The $10,000 cash I gave him in 2016 and 2017, not to mention the dozens of videos I took for him, with equipment I owned and paid for meant nothing to him apparently.
Anyway, since then, I stopped training!
I hate to say that - but without strongman contests to prepare for, I simply had no motivation to be consistent in the gym. Plus, I had done it for so many years that I just wanted a break from it.
That break has turned into over two years so far!
I got fat during that time - getting up to 213-lb. I started cutting back to 170-lb in March of this year, and hit my goal on June 1st. I have been consistently in ketosis since that time, and intend to cut out all refined carbohydrates by 01/01/2020.

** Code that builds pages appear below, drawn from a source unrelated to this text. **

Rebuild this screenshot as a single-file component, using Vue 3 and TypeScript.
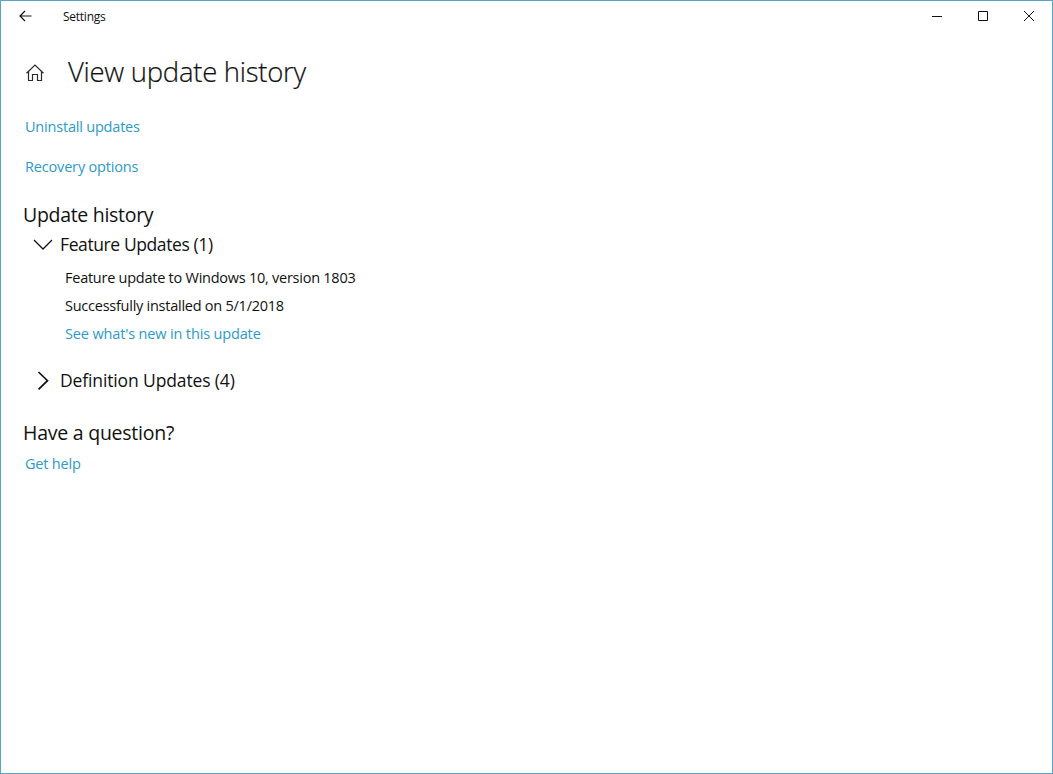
<script setup lang="ts">
import { ref } from 'vue'

interface UpdateEntry {
  name: string
  status: string
}

interface UpdateGroup {
  id: string
  title: string
  count: number
  entries: UpdateEntry[]
}

const groups: UpdateGroup[] = [
  {
    id: 'feature',
    title: 'Feature Updates',
    count: 1,
    entries: [
      {
        name: 'Feature update to Windows 10, version 1803',
        status: 'Successfully installed on 5/1/2018',
      },
    ],
  },
  { id: 'definition', title: 'Definition Updates', count: 4, entries: [] },
]

const expanded = ref<string[]>(['feature'])

function toggle(id: string) {
  expanded.value = expanded.value.includes(id)
    ? expanded.value.filter((g) => g !== id)
    : [...expanded.value, id]
}
</script>

<template>
  <div class="window">
    <header class="titlebar">
      <button class="back" aria-label="Back">
        <svg width="13" height="12" viewBox="0 0 13 12">
          <path d="M12.500 6H1M6 1L1 6l5 5" />
        </svg>
      </button>
      <span class="app-name">Settings</span>
      <div class="controls">
        <button aria-label="Minimize">
          <svg width="10" height="10" viewBox="0 0 10 10"><path d="M0 5.5h10" /></svg>
        </button>
        <button aria-label="Maximize">
          <svg width="10" height="10" viewBox="0 0 10 10"><path d="M.5.5h9v9h-9z" /></svg>
        </button>
        <button aria-label="Close">
          <svg width="10" height="10" viewBox="0 0 10 10"><path d="M0 0l10 10M10 0L0 10" /></svg>
        </button>
      </div>
    </header>

    <div class="page-head">
      <svg class="home" width="18" height="18" viewBox="0 0 18 18">
        <path d="M.5 9.2L9 1l8.500 8.200M2.500 7.500v9h4v-6h5v6h4v-9" />
      </svg>
      <h1>View update history</h1>
    </div>

    <main>
      <a class="link uninstall">Uninstall updates</a>
      <a class="link recovery">Recovery options</a>

      <h2>Update history</h2>
      <section v-for="group in groups" :key="group.id" class="group">
        <button class="group-head" :class="group.id" @click="toggle(group.id)">
          <svg
            class="chevron"
            :class="{ open: expanded.includes(group.id) }"
            width="20"
            height="20"
            viewBox="0 0 20 20"
          >
            <path v-if="expanded.includes(group.id)" d="M1 6l9 9 9-9" />
            <path v-else d="M5.500 2l9 8.700-9 8.700" />
          </svg>
          <span>{{ group.title }} ({{ group.count }})</span>
        </button>
        <div v-if="expanded.includes(group.id)" class="entries">
          <div v-for="entry in group.entries" :key="entry.name">
            <p class="name">{{ entry.name }}</p>
            <p class="status">{{ entry.status }}</p>
            <a class="link news">See what's new in this update</a>
          </div>
        </div>
      </section>

      <h2 class="question">Have a question?</h2>
      <a class="link help">Get help</a>
    </main>
  </div>
</template>

<style>
body {
  margin: 0;
}
</style>

<style scoped>
.window {
  box-sizing: border-box;
  height: 774px;
  border: 1px solid #55a5c8;
  background: #fff;
  color: #111;
  font-family: 'Segoe UI', 'Open Sans', 'Noto Sans', sans-serif;
  font-size: 14px;
  overflow: hidden;
}

button {
  padding: 0;
  border: 0;
  background: none;
  color: inherit;
  font: inherit;
}

svg {
  display: block;
  fill: none;
  stroke: #111;
  stroke-width: 1;
}

.titlebar {
  display: flex;
  align-items: center;
  height: 30px;
}

.back {
  width: 48px;
  padding-left: 18px;
}

.back svg {
  stroke-width: 1.2;
}

.app-name {
  margin-left: 14px;
  padding-top: 1px;
  font-size: 12px;
  letter-spacing: -0.25px;
}

.controls {
  display: flex;
  margin-left: auto;
}

.controls button {
  display: flex;
  align-items: center;
  justify-content: center;
  width: 46px;
  height: 30px;
}

.page-head {
  display: flex;
  align-items: center;
  height: 40px;
  margin-top: 21px;
  padding-left: 25px;
}

.home {
  margin-top: 2px;
  stroke: #2a2a2a;
  stroke-width: 1.2;
}

h1 {
  margin: 0 0 0 24px;
  font-size: 27.500px;
  font-weight: 300;
  line-height: 40px;
  letter-spacing: -0.28px;
  -webkit-text-stroke: 0.2px #111;
}

main {
  display: flex;
  flex-direction: column;
  align-items: flex-start;
  padding: 25px 0 0 24px;
}

.link {
  color: #2d9ac8;
  font-size: 14.500px;
  line-height: 20px;
  letter-spacing: -0.2px;
  white-space: nowrap;
}

.recovery {
  margin-top: 20px;
  letter-spacing: -0.17px;
}

h2 {
  margin: 24px 0 0 -2px;
  font-size: 19.500px;
  font-weight: 400;
  line-height: 28px;
  letter-spacing: -0.3px;
}

.group-head {
  display: flex;
  align-items: center;
  gap: 7px;
  height: 28px;
  margin: 1px 0 0 8px;
  font-size: 17.500px;
  letter-spacing: -0.4px;
  white-space: nowrap;
}

.definition {
  letter-spacing: -0.13px;
}

.chevron {
  stroke-width: 1.300;
}

.chevron:not(.open) {
  stroke-width: 1.700;
}

.entries {
  padding: 6px 0 17px 40px;
}

.entries p {
  margin: 0;
  font-size: 14.500px;
  line-height: 28px;
  letter-spacing: -0.25px;
}

.news {
  display: block;
  line-height: 28px;
  letter-spacing: -0.15px;
}

.question {
  margin-top: 25px;
  letter-spacing: -0.24px;
}

.help {
  margin-top: 7px;
}
</style>
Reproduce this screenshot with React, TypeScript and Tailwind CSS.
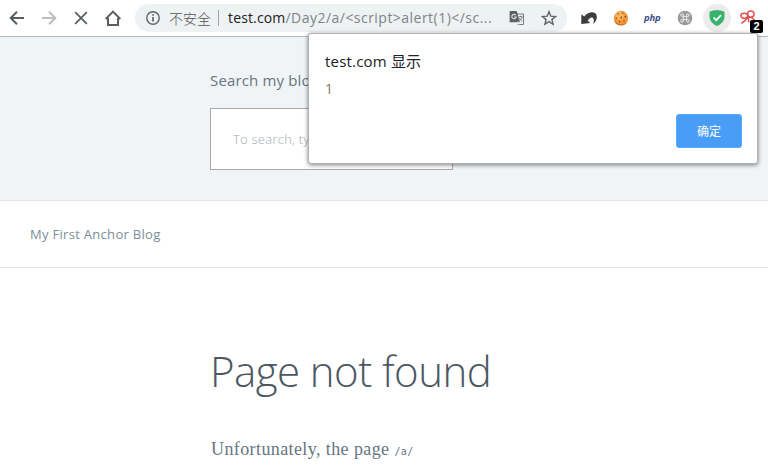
import React from 'react';

const SANS = "font-['Open_Sans','Noto_Sans_CJK_SC',sans-serif]";

function NavigationIcons() {
  return (
    <div className="flex items-center pl-[9px] text-[#5a5e63]">
      <svg className="h-4 w-4" viewBox="0 0 16 16" fill="none" stroke="currentColor" strokeWidth="2">
        <path d="M15 8H2.2M8 1.7 1.7 8 8 14.3" />
      </svg>
      <svg className="ml-[16px] h-4 w-4 text-[#bcbec0]" viewBox="0 0 16 16" fill="none" stroke="currentColor" strokeWidth="2">
        <path d="M1 8h12.8M8 1.7 14.3 8 8 14.3" />
      </svg>
      <svg className="ml-[16px] h-4 w-4" viewBox="0 0 16 16" fill="none" stroke="currentColor" strokeWidth="1.8">
        <path d="m2.2 2.2 11.6 11.6M13.8 2.2 2.2 13.8" />
      </svg>
      <svg className="ml-[16px] h-4 w-4" viewBox="0 0 16 16" fill="none" stroke="currentColor" strokeWidth="2">
        <path d="M.7 9 8 1.6 15.3 9M3 8v7h10V8" />
      </svg>
    </div>
  );
}

function TranslateIcon() {
  return (
    <svg className="h-4 w-4" viewBox="0 0 16 16">
      <path d="M7 4h7.5v10.5H8.2" fill="#eef2f3" stroke="#777b80" />
      <path d="M1.5 1h6.2l3.2 11.3H1.5Q.6 12.3.6 11.4V1.9Q.6 1 1.5 1Z" fill="#5c6066" />
      <path d="M6.8 5.2A2.2 2.2 0 1 0 7.2 7H5.2M8.2 12.3h2.7l-2 2.5" fill="none" stroke="#dfe3e5" strokeWidth="1.1" />
      <path d="M9.7 6.7h4M11.6 5.8v1M13 7c-.4 2-1.5 3-2.7 4.1M10.4 8c.7 1.6 1.7 2.7 2.8 3.3" fill="none" stroke="#6d7176" strokeWidth=".9" />
    </svg>
  );
}

function AddressBar() {
  return (
    <div className="ml-[14px] flex h-7 w-[432px] shrink-0 items-center rounded-full bg-[#eef2f3] pl-[11px]">
      <svg className="h-[14px] w-[14px] shrink-0" viewBox="0 0 14 14" fill="none" stroke="#5f6368" strokeWidth="1.4">
        <circle cx="7" cy="7" r="6.2" />
        <path d="M7 6v4.5M7 3.3v1.5" strokeWidth="1.7" />
      </svg>
      <span className="ml-[9px] w-[42px] shrink-0 whitespace-nowrap font-['Noto_Sans_CJK_SC',sans-serif] text-[14px] font-light leading-[26px] text-[#4f5358]">不安全</span>
      <span className="ml-[7px] h-4 w-px shrink-0 bg-[#9ea2a5]" />
      <span className="ml-[9px] w-[266px] shrink-0 whitespace-nowrap text-[14px] leading-7 tracking-[0.47px] text-[#7c8488]">
        <span className="tracking-[0.15px] text-[#202124]">test.com</span>/Day2/a/&lt;script&gt;alert(1)&lt;/sc...
      </span>
      <span className="ml-[15px] shrink-0"><TranslateIcon /></span>
      <svg className="ml-[16px] h-4 w-4 shrink-0" viewBox="0 0 16 16" fill="none" stroke="#5f6368" strokeWidth="1.4">
        <path d="m8 1.7 1.8 4.5 4.8.3-3.7 3.1 1.2 4.7L8 11.7l-4.1 2.6 1.2-4.7-3.7-3.1 4.8-.3Z" />
      </svg>
    </div>
  );
}

function Extensions() {
  return (
    <div className="flex items-center">
      <svg className="ml-[14px] h-4 w-4" viewBox="0 0 16 16">
        <path d="M.4 4.2.2 14l9.200-.9-2.700-2.300C8 8.300 10.300 6.700 12 8c1.200.9 1 3.300.1 6 2.600-2 4-5.200 3.700-7.800C15.300 1 8 .8 3.200 6.400Z" fill="#3d3d3d" />
      </svg>
      <svg className="ml-[16px] h-4 w-4" viewBox="0 0 16 16">
        <circle cx="8" cy="8" r="7.2" fill="#f29a3c" />
        <path d="M1 9.5a7 7 0 0 0 13.5 1.5A8 8 0 0 1 1 9.5" fill="#d77225" />
        <circle cx="6.6" cy="5.8" r="4" fill="#fab65a" />
        <g fill="#8d4a20">
          <circle cx="5" cy="4" r=".8" /><circle cx="9.7" cy="3.3" r=".7" /><circle cx="12.4" cy="6.7" r=".9" />
          <circle cx="8.2" cy="7.5" r=".9" /><circle cx="3.4" cy="8.3" r=".8" /><circle cx="6.5" cy="11.6" r=".8" /><circle cx="11" cy="11" r=".8" />
        </g>
      </svg>
      <span className="ml-[15px] w-4 text-[9.5px] font-bold italic leading-4 tracking-[-0.2px] text-[#3d4f8a]">php</span>
      <svg className="ml-[17px] h-4 w-4" viewBox="0 0 16 16">
        <circle cx="8" cy="8" r="7.3" fill="#9a9a9a" />
        <path d="M6.4 6.4h3.2v3.2H6.4ZM6.4 6.4H5.2a1.3 1.3 0 1 1 1.2-1.2ZM9.6 6.4V5.2a1.3 1.3 0 1 1 1.2 1.2ZM9.6 9.6h1.2a1.3 1.3 0 1 1-1.2 1.2ZM6.4 9.6v1.2a1.3 1.3 0 1 1-1.2-1.2Z" fill="none" stroke="#f0f0f0" strokeWidth=".9" />
      </svg>
      <span className="ml-[10px] flex h-7 w-7 items-center justify-center rounded-full bg-[#ececec]">
        <svg className="h-4 w-4" viewBox="0 0 16 16">
          <path d="M8 0c2.2.2 5 .7 7.5 1.7v4.8C15.5 10.3 12.8 14 8 16 3.2 14 .5 10.3.5 6.5V1.7C3 .7 5.8.2 8 0Z" fill="#37b36e" />
          <path d="m4.5 7.5 2.7 2.7 4.8-5" fill="none" stroke="#fff" strokeWidth="1.7" />
        </svg>
      </span>
      <span className="relative ml-[9px] h-4 w-4">
        <svg className="h-4 w-4" viewBox="0 0 16 16" fill="none" stroke="#e3524d" strokeWidth="1.5">
          <ellipse cx="4.3" cy="5.8" rx="3.4" ry="2.5" />
          <circle cx="10.8" cy="4.1" r="3.2" />
          <path d="M7.2 6.8C6.5 9.500 4.500 11.700 1.300 13.300M7.400 7c1.200 1.800 1.600 3.500 1.300 5.500M8.500 7.300c2.300-.2 4.500.8 6 2.700" />
        </svg>
        <span className="absolute left-[10px] top-[10px] flex h-[13px] w-[13px] items-center justify-center rounded-[2px] bg-black font-['Liberation_Sans',sans-serif] text-[11px] font-bold leading-none text-white">2</span>
      </span>
    </div>
  );
}

function AlertDialog() {
  return (
    <div role="dialog" className="absolute left-[308px] top-[33px] z-10 flex h-[131px] w-[450px] flex-col rounded-[3px] border border-[#aeb1b3] bg-white px-4 shadow-[0_1px_4px_rgba(0,0,0,0.5)]">
      <h2 className="mt-[15px] whitespace-nowrap text-[15px] leading-6 tracking-[0.2px] text-[#202124]">test.com <span className="font-['Noto_Sans_CJK_SC',sans-serif] tracking-normal">显示</span></h2>
      <p className="mt-[6px] text-[14px] leading-5 text-[#8c7461]">1</p>
      <button className="mb-[15px] mr-[-1px] mt-auto flex h-[34px] w-[66px] items-center justify-center self-end rounded-[3px] border border-[#55adfa] bg-[#4a9df7] pt-[2px] text-[12px] text-white">确定</button>
    </div>
  );
}

export default function App() {
  return (
    <div className={`relative h-[473px] w-[768px] overflow-hidden bg-white ${SANS}`}>
      <div className="flex h-[37px] items-center border-b border-[#b5b7b9] bg-white">
        <NavigationIcons />
        <AddressBar />
        <Extensions />
      </div>
      <section className="h-[164px] border-b border-[#e2e6e9] bg-[#f0f4f7] pl-[210px] pt-[31px]">
        <label className="block whitespace-nowrap text-[15px] leading-6 tracking-[0.15px] text-[#66757f]">Search my blog</label>
        <div className="mt-[16px] flex h-[62px] w-[243px] items-center border border-[#a9a9a9] bg-white pl-[22px] pt-px">
          <span className="whitespace-nowrap text-[13px] font-light tracking-[0.25px] text-[#a3abb4]">To search, type</span>
        </div>
      </section>
      <header className="flex h-[67px] items-center border-b border-[#e5e8ea] pl-[30px] pt-px">
        <span className="whitespace-nowrap text-[13px] tracking-[0.3px] text-[#7c8d99]">My First Anchor Blog</span>
      </header>
      <main className="pl-[210px] pt-[72px]">
        <h1 className="whitespace-nowrap text-[42px] font-light leading-[62px] tracking-[-0.55px] text-[#4c5864]">Page not found</h1>
        <p className="mt-[32px] whitespace-nowrap pl-px font-['Liberation_Serif',serif] text-[18px] leading-[30px] tracking-[0.4px] text-[#66757f]">
          Unfortunately, the page <code className="font-['DejaVu_Sans_Mono',monospace] text-[10px]">/a/</code>
        </p>
      </main>
      <AlertDialog />
    </div>
  );
}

I may become a vegan also, but that is yet to be seen. Only because animal welfare is on my mind a little. I guess vegans have influenced/brainwashed me a little. I just feel guilty about eating meat. It is what it is.
Please tell me more about the bad path you were on - if you are willing to share any of that. If not - I completely understand!
I was fat, lazy, shiftless, and in a bad spot. YouTube had completely de-monetized my channels, and I was not on the best of terms with the mother of my first two children.
It was just sad all around.
I'm almost out of this mess now - YouTube has re-monetized my channels, and things are good on the family front. I am hoping that Vivian has a little sibling born this year.
But anything you have to say that could help motivate me, or get me back to my former best, please let me know.
It is always inspiring to hear from someone who went down a bad path, but who is recovering and doing well now! I didn't know you were on a bad path, and I am glad to hear you are doing better now!!